September 1, 2021 Post # 70

Wednesday, September 1, 2021

 Quote for the Day: "When they were stumped in ancient Greece, they went to the oracle of Delphi. At Lourdes they take the waters, and I suppose in Akron they go down and watch tires being made. In Detroit, where we put the world on wheels or did anyway until the Japanese and Yugoslavs and the Brits rolled in, when our brains slip into neutral we lay rubber on the road and hit the gas." Loren Estleman. Sweet Women Lie. 1990.


Reviews

Warn Me When It's Time by Cheryl A. Head.

After reading two of Head's mysteries I have come to believe she is Detroit's most underappreciated mystery writer. A Detroit native now living in Washington D.C. the author knows her native city intimately. The Charlie Mack mysteries are gritty and tightly plotted procedural detective novels. They are realistic, timely, and boasts a private eye who stands apart from the usual stereotypes.

The novel is set during the Obama administration and deals with the rise of White supremacy groups and hate crimes due to the election of a Black man as president. In Detroit, White supremacists have repeatedly gotten away with vandalizing mosques, and Black churches. When an attack on a Moslem Mosque results in the death of a highly respected imam and police fail to make progress in their investigation the imam's family hire the Mack Agency to find the killer.  The Mack group, led by a black lesbian, cooperate with the police and ID the killer. They also uncover evidence that suggests several supremacist groups are planning a massive attack against a major Detroit religious landmark. Impressed with the agency's work the FBI enlists Charlie Mack and her crew to help stop the attack.

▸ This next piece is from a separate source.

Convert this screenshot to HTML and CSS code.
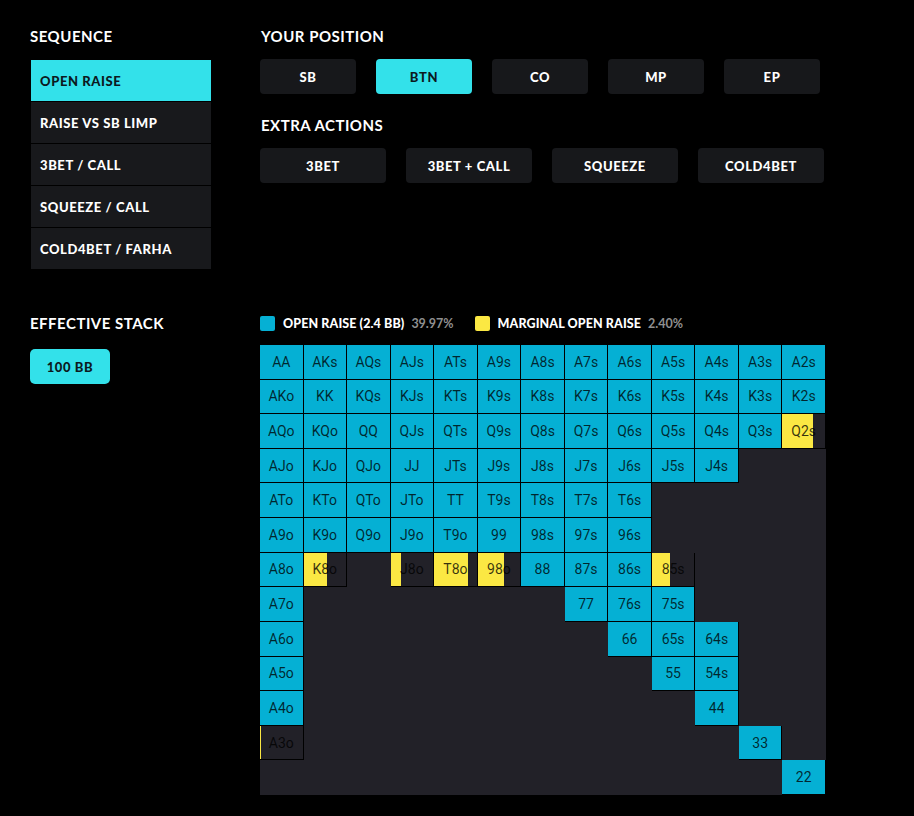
FILE: index.html
```html
<!DOCTYPE html>
<html lang="en">
<head>
<meta charset="utf-8">
<title>Preflop Range</title>
<link rel="stylesheet" href="styles.css">
</head>
<body>
<div class="page">
  <section class="top">
    <div class="col-left">
      <h2 class="heading">SEQUENCE</h2>
      <ul class="seq">
        <li class="seq-item active">OPEN RAISE</li>
        <li class="seq-item">RAISE VS SB LIMP</li>
        <li class="seq-item">3BET / CALL</li>
        <li class="seq-item">SQUEEZE / CALL</li>
        <li class="seq-item">COLD4BET / FARHA</li>
      </ul>
    </div>
    <div class="col-right">
      <h2 class="heading">YOUR POSITION</h2>
      <div class="btn-row pos">
        <button class="btn">SB</button>
        <button class="btn active">BTN</button>
        <button class="btn">CO</button>
        <button class="btn">MP</button>
        <button class="btn">EP</button>
      </div>
      <h2 class="heading second">EXTRA ACTIONS</h2>
      <div class="btn-row extra">
        <button class="btn">3BET</button>
        <button class="btn">3BET + CALL</button>
        <button class="btn">SQUEEZE</button>
        <button class="btn">COLD4BET</button>
      </div>
    </div>
  </section>
  <section class="bottom">
    <div class="col-left">
      <h2 class="heading">EFFECTIVE STACK</h2>
      <button class="btn active stack">100 BB</button>
    </div>
    <div class="col-right">
      <div class="legend">
        <div class="legend-item">
          <span class="swatch raise"></span>
          <span class="legend-label">OPEN RAISE (2.4 BB)</span>
          <span class="legend-pct">39.97%</span>
        </div>
        <div class="legend-item">
          <span class="swatch marginal"></span>
          <span class="legend-label">MARGINAL OPEN RAISE</span>
          <span class="legend-pct">2.40%</span>
        </div>
      </div>
      <div class="range" id="range"></div>
    </div>
  </section>
</div>
<script src="script.js"></script>
</body>
</html>
```
FILE: styles.css
```css
* { box-sizing: border-box; }
html, body { margin: 0; padding: 0; background: #000; }
body { font-family: "Lato", "Liberation Sans", sans-serif; color: #fff; }

.page { padding: 27px 0 0 30px; width: 914px; height: 816px; }

.top, .bottom { display: grid; grid-template-columns: 230px 1fr; }
.bottom { margin-top: 45px; }

.heading {
  margin: 0;
  font-size: 15px;
  line-height: 18px;
  font-weight: 700;
  letter-spacing: 0.5px;
}
.col-left .heading { margin-bottom: 15px; }
.col-right .heading { margin-bottom: 14px; padding-left: 1px; }
.col-right .heading.second { margin-top: 22px; }

.seq { list-style: none; margin: 0 0 0 1px; padding: 0; width: 180px; }
.seq-item {
  height: 42px;
  border-bottom: 1px solid #000;
  background: #18191c;
  display: flex;
  align-items: center;
  padding-left: 9px;
  font-size: 13px;
  font-weight: 900;
  letter-spacing: 0.6px;
}
.seq-item:last-child { border-bottom: 0; height: 41px; }
.seq-item.active { background: #33e1ea; color: #0c1a1e; }

.btn-row { display: flex; gap: 20px; }
.btn {
  height: 35px;
  border: 0;
  border-radius: 4px;
  background: #17181b;
  color: #fff;
  font-family: "Lato", "Liberation Sans", sans-serif;
  font-size: 13px;
  font-weight: 900;
  letter-spacing: 0.6px;
  padding: 0;
  display: flex;
  align-items: center;
  justify-content: center;
}
.pos .btn { width: 96px; }
.extra .btn { width: 126px; }
.btn.active { background: #33e1ea; color: #0c1a1e; }
.btn.stack { width: 80px; margin-top: 17px; border-radius: 5px; }

.legend { display: flex; align-items: center; height: 18px; }
.legend-item { display: flex; align-items: center; margin-right: 21px; }
.swatch { width: 15px; height: 15px; border-radius: 2px; margin-right: 8px; }
.swatch.raise { background: #05b0d4; }
.swatch.marginal { background: #fbe843; }
.legend-label {
  font-weight: 900;
  font-size: 12.5px;
  letter-spacing: 0.1px;
  margin-right: 7px;
}
.legend-pct {
  font-size: 12.5px;
  font-weight: 700;
  color: #8f8f8f;
}

.range {
  margin-top: 13px;
  width: 566px;
  height: 450px;
  background: #222128;
  display: grid;
  grid-template-columns: repeat(13, 1fr);
  grid-template-rows: repeat(13, 1fr);
}
.cell {
  display: flex;
  align-items: center;
  justify-content: center;
  font-family: "Roboto", "Liberation Sans", sans-serif;
  font-size: 14px;
  color: rgba(0, 0, 0, 0.78);
}
.cell.raise { background: #05b0d4; border-right: 1px solid #000; border-bottom: 1px solid #000; }
.cell.mixed { border-right: 1px solid #000; border-bottom: 1px solid #000; }
```
FILE: script.js
```js
(function () {
  var ranks = ["A","K","Q","J","T","9","8","7","6","5","4","3","2"];
  var raise = {
    0: [0,1,2,3,4,5,6,7,8,9,10,11,12],
    1: [0,1,2,3,4,5,6,7,8,9,10,11,12],
    2: [0,1,2,3,4,5,6,7,8,9,10,11],
    3: [0,1,2,3,4,5,6,7,8,9,10],
    4: [0,1,2,3,4,5,6,7,8],
    5: [0,1,2,3,4,5,6,7,8],
    6: [0,6,7,8],
    7: [0,7,8,9],
    8: [0,8,9,10],
    9: [0,9,10],
    10: [0,10],
    11: [11],
    12: [12]
  };
  var mixed = {
    "2,12": 72,
    "6,1": 55,
    "6,3": 25,
    "6,4": 78,
    "6,5": 62,
    "6,9": 42,
    "11,0": 2
  };
  var range = document.getElementById("range");
  for (var r = 0; r < 13; r++) {
    for (var c = 0; c < 13; c++) {
      var el = document.createElement("div");
      el.className = "cell";
      var label;
      if (r === c) label = ranks[r] + ranks[c];
      else if (c > r) label = ranks[r] + ranks[c] + "s";
      else label = ranks[c] + ranks[r] + "o";
      var key = r + "," + c;
      if (raise[r] && raise[r].indexOf(c) !== -1) {
        el.className += " raise";
        el.textContent = label;
      } else if (mixed[key] !== undefined) {
        el.className += " mixed";
        var f = mixed[key];
        el.style.background = "linear-gradient(to right, #fbe843 0, #fbe843 " + f + "%, transparent " + f + "%)";
        el.textContent = label;
      }
      range.appendChild(el);
    }
  }
})();
```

The result is a mystery that relentlessly builds in suspense to the last gripping pages. Charlie Mack and her crew are fully rounded, very likable, and interesting characters who work as a team, while Detroit is deftly portrayed in all its grand, bi-polar disorder. Critical to this book's success is the realistic plot that will have readers recalling the inexorable growth, over the past dozen years, of hate groups and their increasing threat to our democracy. You don't just read this book, you gulp it down.

Warn Me When It's Time: A Charlie Mack Motown Mystery by Cheryl A. Head. Bywater Books, 2021, $16.95.  

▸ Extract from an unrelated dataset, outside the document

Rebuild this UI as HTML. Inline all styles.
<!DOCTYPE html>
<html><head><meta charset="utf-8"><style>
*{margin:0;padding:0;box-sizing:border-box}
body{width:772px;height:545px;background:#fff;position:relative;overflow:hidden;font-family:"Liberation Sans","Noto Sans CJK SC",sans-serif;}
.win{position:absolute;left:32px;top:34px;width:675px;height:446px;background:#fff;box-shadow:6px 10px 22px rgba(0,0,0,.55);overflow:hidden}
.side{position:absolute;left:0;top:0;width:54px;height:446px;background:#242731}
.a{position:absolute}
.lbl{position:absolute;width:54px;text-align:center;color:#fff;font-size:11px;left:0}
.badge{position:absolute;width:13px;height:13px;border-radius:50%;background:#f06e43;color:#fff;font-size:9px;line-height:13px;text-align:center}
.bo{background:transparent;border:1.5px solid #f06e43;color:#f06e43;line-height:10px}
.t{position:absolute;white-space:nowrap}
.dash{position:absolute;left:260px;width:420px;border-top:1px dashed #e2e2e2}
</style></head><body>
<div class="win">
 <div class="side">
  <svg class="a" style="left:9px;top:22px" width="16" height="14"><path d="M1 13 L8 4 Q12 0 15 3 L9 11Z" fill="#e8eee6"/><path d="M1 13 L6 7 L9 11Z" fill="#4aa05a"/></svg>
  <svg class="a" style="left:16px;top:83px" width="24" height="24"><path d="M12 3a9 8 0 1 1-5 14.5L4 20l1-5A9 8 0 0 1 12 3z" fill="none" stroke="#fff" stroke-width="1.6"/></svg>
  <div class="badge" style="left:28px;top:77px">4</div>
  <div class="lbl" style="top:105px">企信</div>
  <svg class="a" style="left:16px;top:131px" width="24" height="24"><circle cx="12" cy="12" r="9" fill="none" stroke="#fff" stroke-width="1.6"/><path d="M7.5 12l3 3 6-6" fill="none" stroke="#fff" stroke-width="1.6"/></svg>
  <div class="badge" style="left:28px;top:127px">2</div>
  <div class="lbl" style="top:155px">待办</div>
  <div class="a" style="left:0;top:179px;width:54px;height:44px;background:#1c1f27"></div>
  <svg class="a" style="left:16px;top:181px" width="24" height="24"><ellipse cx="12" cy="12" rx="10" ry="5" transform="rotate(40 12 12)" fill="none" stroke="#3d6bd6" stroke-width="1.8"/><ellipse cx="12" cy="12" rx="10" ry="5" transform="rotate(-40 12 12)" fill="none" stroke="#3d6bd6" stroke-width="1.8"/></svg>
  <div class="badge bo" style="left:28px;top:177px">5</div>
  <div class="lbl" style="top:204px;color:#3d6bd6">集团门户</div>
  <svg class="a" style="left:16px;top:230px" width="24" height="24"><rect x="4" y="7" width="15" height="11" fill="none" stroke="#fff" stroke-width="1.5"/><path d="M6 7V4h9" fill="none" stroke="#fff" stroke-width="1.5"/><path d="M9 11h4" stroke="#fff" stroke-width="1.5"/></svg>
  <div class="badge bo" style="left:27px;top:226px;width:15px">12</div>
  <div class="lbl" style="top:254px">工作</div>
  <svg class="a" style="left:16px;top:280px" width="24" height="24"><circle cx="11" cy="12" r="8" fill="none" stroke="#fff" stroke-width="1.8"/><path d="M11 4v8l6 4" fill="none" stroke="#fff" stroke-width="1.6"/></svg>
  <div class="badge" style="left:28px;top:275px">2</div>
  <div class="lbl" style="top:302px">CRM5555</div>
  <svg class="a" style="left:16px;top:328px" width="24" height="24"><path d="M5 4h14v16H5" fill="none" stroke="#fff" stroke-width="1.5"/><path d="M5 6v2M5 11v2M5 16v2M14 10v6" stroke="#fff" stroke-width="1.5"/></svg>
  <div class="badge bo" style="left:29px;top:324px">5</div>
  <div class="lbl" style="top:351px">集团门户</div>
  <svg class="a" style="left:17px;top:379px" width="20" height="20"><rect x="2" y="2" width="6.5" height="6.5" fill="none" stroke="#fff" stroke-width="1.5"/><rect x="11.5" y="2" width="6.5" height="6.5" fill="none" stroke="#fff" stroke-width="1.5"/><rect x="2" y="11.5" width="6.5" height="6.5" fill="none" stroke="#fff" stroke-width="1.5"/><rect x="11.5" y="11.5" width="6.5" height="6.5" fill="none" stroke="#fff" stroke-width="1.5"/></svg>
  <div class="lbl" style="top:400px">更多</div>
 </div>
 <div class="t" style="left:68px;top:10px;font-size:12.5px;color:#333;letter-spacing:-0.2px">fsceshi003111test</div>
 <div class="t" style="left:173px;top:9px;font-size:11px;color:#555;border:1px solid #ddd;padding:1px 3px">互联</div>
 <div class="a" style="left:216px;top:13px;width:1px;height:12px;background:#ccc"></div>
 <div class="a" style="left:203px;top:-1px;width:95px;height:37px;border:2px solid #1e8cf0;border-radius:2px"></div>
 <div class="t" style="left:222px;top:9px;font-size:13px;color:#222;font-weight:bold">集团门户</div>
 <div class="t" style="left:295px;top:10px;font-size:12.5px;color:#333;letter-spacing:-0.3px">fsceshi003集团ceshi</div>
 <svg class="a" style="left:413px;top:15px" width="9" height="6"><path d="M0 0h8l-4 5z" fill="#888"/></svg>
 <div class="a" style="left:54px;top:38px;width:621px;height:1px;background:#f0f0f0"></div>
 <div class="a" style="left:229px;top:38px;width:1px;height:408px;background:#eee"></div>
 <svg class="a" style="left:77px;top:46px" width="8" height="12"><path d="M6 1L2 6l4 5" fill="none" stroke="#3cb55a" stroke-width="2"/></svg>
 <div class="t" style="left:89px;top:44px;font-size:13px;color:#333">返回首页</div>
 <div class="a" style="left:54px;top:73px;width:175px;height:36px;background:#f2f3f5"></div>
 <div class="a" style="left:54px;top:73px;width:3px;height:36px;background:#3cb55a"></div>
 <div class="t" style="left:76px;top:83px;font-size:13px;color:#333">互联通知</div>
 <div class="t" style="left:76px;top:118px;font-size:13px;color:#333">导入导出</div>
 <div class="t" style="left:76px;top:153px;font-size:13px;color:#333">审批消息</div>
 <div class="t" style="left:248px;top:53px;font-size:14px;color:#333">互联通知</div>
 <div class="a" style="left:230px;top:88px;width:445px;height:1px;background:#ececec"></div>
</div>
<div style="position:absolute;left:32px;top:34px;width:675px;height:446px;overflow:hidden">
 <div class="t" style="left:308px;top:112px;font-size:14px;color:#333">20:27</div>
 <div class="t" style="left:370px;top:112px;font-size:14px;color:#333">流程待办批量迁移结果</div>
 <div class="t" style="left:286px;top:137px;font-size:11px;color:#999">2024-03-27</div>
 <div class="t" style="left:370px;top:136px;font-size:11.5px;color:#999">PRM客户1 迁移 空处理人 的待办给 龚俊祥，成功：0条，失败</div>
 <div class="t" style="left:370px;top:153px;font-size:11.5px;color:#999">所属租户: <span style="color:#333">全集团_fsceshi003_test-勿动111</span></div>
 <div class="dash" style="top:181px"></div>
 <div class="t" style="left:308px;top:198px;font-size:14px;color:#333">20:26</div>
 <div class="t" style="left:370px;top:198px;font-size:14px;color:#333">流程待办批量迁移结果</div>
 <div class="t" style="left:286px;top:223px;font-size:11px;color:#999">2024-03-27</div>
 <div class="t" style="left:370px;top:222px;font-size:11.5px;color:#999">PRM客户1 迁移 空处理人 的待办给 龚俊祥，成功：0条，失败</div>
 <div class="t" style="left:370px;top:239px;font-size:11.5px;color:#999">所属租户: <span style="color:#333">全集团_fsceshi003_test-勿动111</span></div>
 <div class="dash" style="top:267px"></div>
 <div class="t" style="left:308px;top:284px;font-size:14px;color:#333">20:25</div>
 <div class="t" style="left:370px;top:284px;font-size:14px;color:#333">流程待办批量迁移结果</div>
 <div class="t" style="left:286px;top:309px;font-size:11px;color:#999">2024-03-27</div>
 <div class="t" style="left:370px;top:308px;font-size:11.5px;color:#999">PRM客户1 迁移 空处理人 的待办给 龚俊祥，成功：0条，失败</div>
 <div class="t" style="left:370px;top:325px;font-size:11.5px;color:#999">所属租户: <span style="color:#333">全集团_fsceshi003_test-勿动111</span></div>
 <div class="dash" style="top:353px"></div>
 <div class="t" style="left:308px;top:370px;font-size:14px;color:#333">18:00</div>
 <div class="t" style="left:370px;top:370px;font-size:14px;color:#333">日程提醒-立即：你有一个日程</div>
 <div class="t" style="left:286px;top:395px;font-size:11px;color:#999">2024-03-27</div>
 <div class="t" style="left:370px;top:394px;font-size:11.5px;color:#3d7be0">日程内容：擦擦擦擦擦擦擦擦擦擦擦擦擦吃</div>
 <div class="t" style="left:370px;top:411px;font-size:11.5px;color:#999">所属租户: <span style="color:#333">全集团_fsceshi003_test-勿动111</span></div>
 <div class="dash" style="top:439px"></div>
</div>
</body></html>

The Cut by John Wemlinger.

If I'm counting correctly this is the author's fifth novel and his first historical novel. Wemlinger lives in Onekama on the north shore of Portage Lake. In 1870 Portage Lake's lone outlet to Lake Michigan was a small creek on which a lumber king had built a water-powered sawmill. The owner dammed the creek to raise the water level insuring the mill could operate. But the dam also raised the water level on Portage Lake and farmers bordering the lake watched their acreage disappear as the water  rose. The farmers tried every legal means to have the dam removed. When the lumber baron remained unmoved the farmers picked up shovels and dug an outlet between the two lakes permanently lowering the water level. The outlet still exists and has made Portage Lake a harbor of refuge. Wemlinger was approached by locals to write a historical novel based on the David and Goliath struggle leading to the channel's creation. 

The result is both a dramatic account of the how and why the cut was created and a masterful novel of the life, times, and changes wrought by the Civil War. As in all of  Wemlinger's books the narrative is character driven. Alvin who lost an arm in the Civil War runs a farm on Portage Lake with his father and a Black Civil War vet who Alvin treats as a brother. They are among the leaders of the effort to remove the dam. On a trip into town Alvin meets, or collides with Lydia on a sidewalk. There is an immediate attraction and a budding romance turns into an unbreakable bond. Lydia's father refuses to approve of his daughter seeing a farmer or even considering Lydia's desire to attend college. The reader can't help but become involved with these well-drawn characters and care what happens to them.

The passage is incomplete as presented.